Henri-Georges Clouzot, the French director of the masterpieces "Les
Diaboliques" and "Le Salaire de la Peur" convinced his friend Pablo
Picasso to make this documentary, painting twenty paints in front of
the cameras. Using some special technique, Clouzot filmed from the
other side of the canvas or stop-motion, and the result is this movie,
where two geniuses are gathered: one behind and the other in front of
the camera. In accordance with the information on the DVD, the canvases
have been destroyed in the end of the shootings. Further, in 1984, the
French government declared this documentary a national treasure.
Clouzot and Picasso deserved this beautiful homage. My vote is eight.
Title (Brazil): "O Mistério de Picasso" ("The Mystery of Picasso")
I've always known that Pablo Picasso was one of the most prolific characters of the 20th century. I've also heard about how this film was made many times before, that is with the translucent screen between the camera and Picasso. At the beginning I thought that it was a bit slow and I remember wondering if I was in the midst of 2 hours of Picasso drawing picture after picture. And indeed it was, with a few breaks where we actually see and hear Picasso interact with the camera men. But, amazingly, once you get into watching the short drawing exercises, it becomes very captivating. You aren't sure what he's drawing, and then a line and a squiggle later it is a bull or a woman or whatever. The most mesmerizing part though, as another writer said, was when he was painting the beach scene and he kept painting over his work over and over again. What he was painting over was amazing and it made you wonder why he felt like it just didn't work.
I was moved beyond words. It was amazing to see what this man was doing on canvas second-to-second. To actually see the decisions made and the mannerisms in his strokes is something that I did not know was possible until I saw this film on IFC. This is priceless.
Director Henri-Georges Clouzot, best known in America for his expert
thrillers (Diabolique, The Wages of Fear, Le Corbeau) captures a
different kind of suspense in this astonishing documentary: can the
viewer think faster than Picasso?
Of course not, don't be ridiculous. Pablo Picasso, seen here in his seventies, creates 20-odd paintings for the camera (a couple of them in real time), running rings around us as he goes. We see a line cross the screen, and then another, and then color spatters about; drawn on bleed-through paper the images come to us unmediated, like daydreams. Before we know it scenes take shape, populated by Picasso's stock company of matadors, clowns, leering old men, and towering, serene, bare-breasted women, their faces regally aloof.

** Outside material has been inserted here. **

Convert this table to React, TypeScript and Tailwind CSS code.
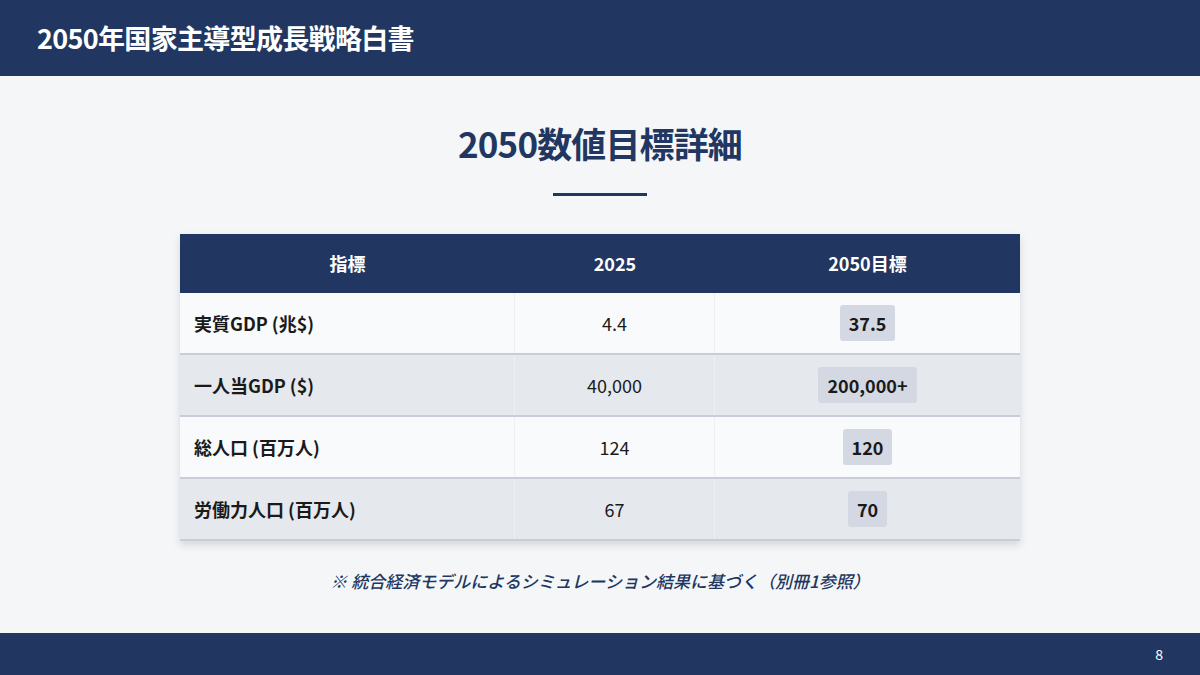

This is Picasso Playful. Clouzot informs him at one point that there are only five minutes of film left and asks him what he wants to do. The old man replies "It'll be a surprise," quickly sketching a bouquet of roses and then taking it through acrobatic transformations, faking us out with deadpan glee. His buoyancy counterweights some of the director's more awkward touches, such as the portentous intro, some over-dramatic music, a few probably staged conversations... but who cares? This is dynamic, visual cinema-- in a sense, a great animated film.
Some of the earlier drawings are merely a master's doodles; others make your jaw drop with their absolute sureness of line. He'll send a stroke wriggling upward, graceful as a ribbon of smoke, and suddenly that wriggle is a bull with man tossed on its horns, and as the shapes gather and the colors erupt the thing becomes impossibly beautiful, a small perfection. Picasso returns to the image later, breaking out the oils, and here the film truly takes off. "I want to go deeper," Picasso tells Clouzot, and he does. We realize what we were missing in those first drawings: texture. The head of a goat coheres and takes on animal reality, the pigments bright as stained glass. Picasso ages it, makes it solid. What would be a major work for a lesser artist here is a throwaway, literally; the paintings were destroyed after filming. The least of them could have paid for my house.
In that intro Clouzot says something about "looking into the mind of the artist" or somesuch, but the title really says it all. At the beginning the artist saunters out shirtless from the studio's shadows. At the end he declares, "It is finished," and saunters back. What could possibly account for the existence of a Pablo Picasso remains a mystery untouched.